— To be done —
All of the lines below are to be printed again exactly; images are excluded from the output.

* BEGIN Extracted records *

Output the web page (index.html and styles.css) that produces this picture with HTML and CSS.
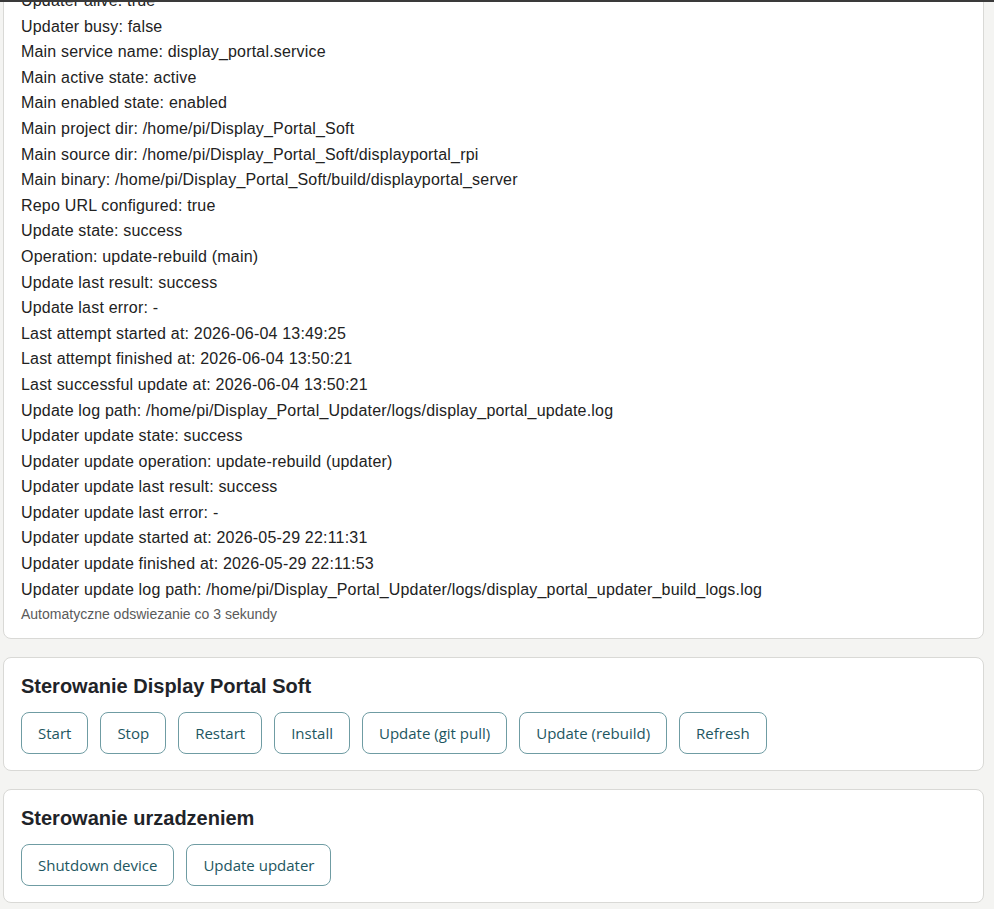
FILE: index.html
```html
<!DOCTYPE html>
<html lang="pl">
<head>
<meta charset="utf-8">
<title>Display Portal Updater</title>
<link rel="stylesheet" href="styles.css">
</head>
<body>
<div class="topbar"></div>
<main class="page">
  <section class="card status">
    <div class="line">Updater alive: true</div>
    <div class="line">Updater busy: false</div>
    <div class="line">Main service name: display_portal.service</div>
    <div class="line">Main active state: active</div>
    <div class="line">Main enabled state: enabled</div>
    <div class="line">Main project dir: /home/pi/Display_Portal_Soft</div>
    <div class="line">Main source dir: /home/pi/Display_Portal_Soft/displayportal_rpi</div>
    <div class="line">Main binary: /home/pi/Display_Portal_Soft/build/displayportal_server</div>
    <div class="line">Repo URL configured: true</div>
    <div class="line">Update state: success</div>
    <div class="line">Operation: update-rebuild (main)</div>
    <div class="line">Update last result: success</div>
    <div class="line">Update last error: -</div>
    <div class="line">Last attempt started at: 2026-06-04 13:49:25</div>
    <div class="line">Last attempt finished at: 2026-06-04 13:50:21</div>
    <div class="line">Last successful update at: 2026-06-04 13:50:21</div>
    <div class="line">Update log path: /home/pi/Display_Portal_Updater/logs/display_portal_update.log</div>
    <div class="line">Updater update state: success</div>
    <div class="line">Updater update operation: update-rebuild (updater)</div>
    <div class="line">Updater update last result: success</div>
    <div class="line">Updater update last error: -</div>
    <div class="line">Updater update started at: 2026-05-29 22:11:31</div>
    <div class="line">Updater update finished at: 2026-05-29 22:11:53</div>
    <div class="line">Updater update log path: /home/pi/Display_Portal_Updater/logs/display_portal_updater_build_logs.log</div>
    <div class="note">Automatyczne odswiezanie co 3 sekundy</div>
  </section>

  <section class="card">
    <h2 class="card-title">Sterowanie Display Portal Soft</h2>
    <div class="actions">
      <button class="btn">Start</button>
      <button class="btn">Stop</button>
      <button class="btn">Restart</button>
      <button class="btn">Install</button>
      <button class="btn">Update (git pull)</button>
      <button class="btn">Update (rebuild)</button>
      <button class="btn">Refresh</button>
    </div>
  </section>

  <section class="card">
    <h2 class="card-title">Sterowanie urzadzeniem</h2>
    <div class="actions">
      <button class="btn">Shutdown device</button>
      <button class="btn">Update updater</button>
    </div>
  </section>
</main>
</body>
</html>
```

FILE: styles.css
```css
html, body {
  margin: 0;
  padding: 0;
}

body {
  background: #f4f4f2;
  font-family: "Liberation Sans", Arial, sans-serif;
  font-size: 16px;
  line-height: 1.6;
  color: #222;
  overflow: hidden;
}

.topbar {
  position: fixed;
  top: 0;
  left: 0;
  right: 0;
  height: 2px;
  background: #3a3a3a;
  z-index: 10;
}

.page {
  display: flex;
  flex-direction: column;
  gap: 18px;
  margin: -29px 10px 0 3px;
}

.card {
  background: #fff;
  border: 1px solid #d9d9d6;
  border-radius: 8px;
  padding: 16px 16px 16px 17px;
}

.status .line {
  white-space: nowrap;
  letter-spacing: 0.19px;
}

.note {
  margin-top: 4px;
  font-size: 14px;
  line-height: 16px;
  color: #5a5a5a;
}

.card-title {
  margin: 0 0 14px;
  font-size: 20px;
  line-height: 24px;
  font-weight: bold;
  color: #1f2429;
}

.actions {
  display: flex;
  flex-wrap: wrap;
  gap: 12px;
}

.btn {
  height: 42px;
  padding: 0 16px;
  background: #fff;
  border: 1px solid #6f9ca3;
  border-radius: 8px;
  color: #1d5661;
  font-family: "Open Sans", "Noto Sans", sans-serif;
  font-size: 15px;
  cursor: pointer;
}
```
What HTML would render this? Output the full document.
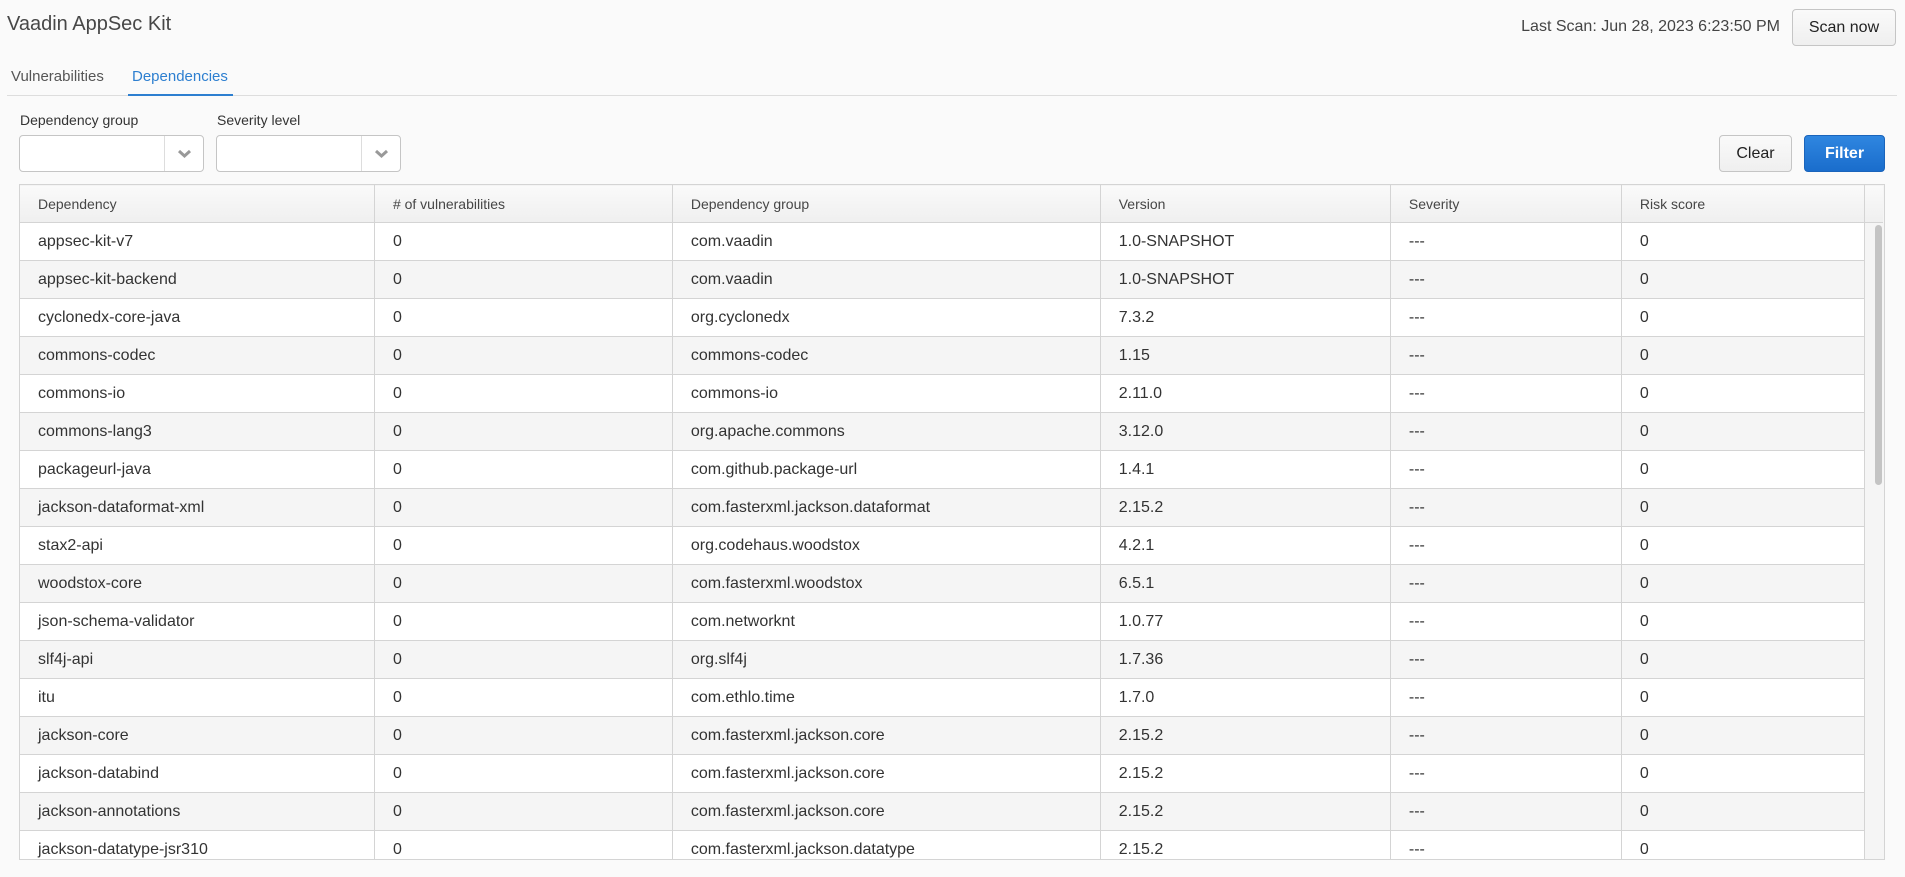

* END Extracted records *

— Task answer —
Output the web page (index.html and styles.css) that produces this picture with HTML and CSS.
FILE: index.html
```html
<!DOCTYPE html>
<html lang="pl">
<head>
<meta charset="utf-8">
<title>Display Portal Updater</title>
<link rel="stylesheet" href="styles.css">
</head>
<body>
<div class="topbar"></div>
<main class="page">
  <section class="card status">
    <div class="line">Updater alive: true</div>
    <div class="line">Updater busy: false</div>
    <div class="line">Main service name: display_portal.service</div>
    <div class="line">Main active state: active</div>
    <div class="line">Main enabled state: enabled</div>
    <div class="line">Main project dir: /home/pi/Display_Portal_Soft</div>
    <div class="line">Main source dir: /home/pi/Display_Portal_Soft/displayportal_rpi</div>
    <div class="line">Main binary: /home/pi/Display_Portal_Soft/build/displayportal_server</div>
    <div class="line">Repo URL configured: true</div>
    <div class="line">Update state: success</div>
    <div class="line">Operation: update-rebuild (main)</div>
    <div class="line">Update last result: success</div>
    <div class="line">Update last error: -</div>
    <div class="line">Last attempt started at: 2026-06-04 13:49:25</div>
    <div class="line">Last attempt finished at: 2026-06-04 13:50:21</div>
    <div class="line">Last successful update at: 2026-06-04 13:50:21</div>
    <div class="line">Update log path: /home/pi/Display_Portal_Updater/logs/display_portal_update.log</div>
    <div class="line">Updater update state: success</div>
    <div class="line">Updater update operation: update-rebuild (updater)</div>
    <div class="line">Updater update last result: success</div>
    <div class="line">Updater update last error: -</div>
    <div class="line">Updater update started at: 2026-05-29 22:11:31</div>
    <div class="line">Updater update finished at: 2026-05-29 22:11:53</div>
    <div class="line">Updater update log path: /home/pi/Display_Portal_Updater/logs/display_portal_updater_build_logs.log</div>
    <div class="note">Automatyczne odswiezanie co 3 sekundy</div>
  </section>

  <section class="card">
    <h2 class="card-title">Sterowanie Display Portal Soft</h2>
    <div class="actions">
      <button class="btn">Start</button>
      <button class="btn">Stop</button>
      <button class="btn">Restart</button>
      <button class="btn">Install</button>
      <button class="btn">Update (git pull)</button>
      <button class="btn">Update (rebuild)</button>
      <button class="btn">Refresh</button>
    </div>
  </section>

  <section class="card">
    <h2 class="card-title">Sterowanie urzadzeniem</h2>
    <div class="actions">
      <button class="btn">Shutdown device</button>
      <button class="btn">Update updater</button>
    </div>
  </section>
</main>
</body>
</html>
```

FILE: styles.css
```css
html, body {
  margin: 0;
  padding: 0;
}

body {
  background: #f4f4f2;
  font-family: "Liberation Sans", Arial, sans-serif;
  font-size: 16px;
  line-height: 1.6;
  color: #222;
  overflow: hidden;
}

.topbar {
  position: fixed;
  top: 0;
  left: 0;
  right: 0;
  height: 2px;
  background: #3a3a3a;
  z-index: 10;
}

.page {
  display: flex;
  flex-direction: column;
  gap: 18px;
  margin: -29px 10px 0 3px;
}

.card {
  background: #fff;
  border: 1px solid #d9d9d6;
  border-radius: 8px;
  padding: 16px 16px 16px 17px;
}

.status .line {
  white-space: nowrap;
  letter-spacing: 0.19px;
}

.note {
  margin-top: 4px;
  font-size: 14px;
  line-height: 16px;
  color: #5a5a5a;
}

.card-title {
  margin: 0 0 14px;
  font-size: 20px;
  line-height: 24px;
  font-weight: bold;
  color: #1f2429;
}

.actions {
  display: flex;
  flex-wrap: wrap;
  gap: 12px;
}

.btn {
  height: 42px;
  padding: 0 16px;
  background: #fff;
  border: 1px solid #6f9ca3;
  border-radius: 8px;
  color: #1d5661;
  font-family: "Open Sans", "Noto Sans", sans-serif;
  font-size: 15px;
  cursor: pointer;
}
```
What HTML would render this? Output the full document.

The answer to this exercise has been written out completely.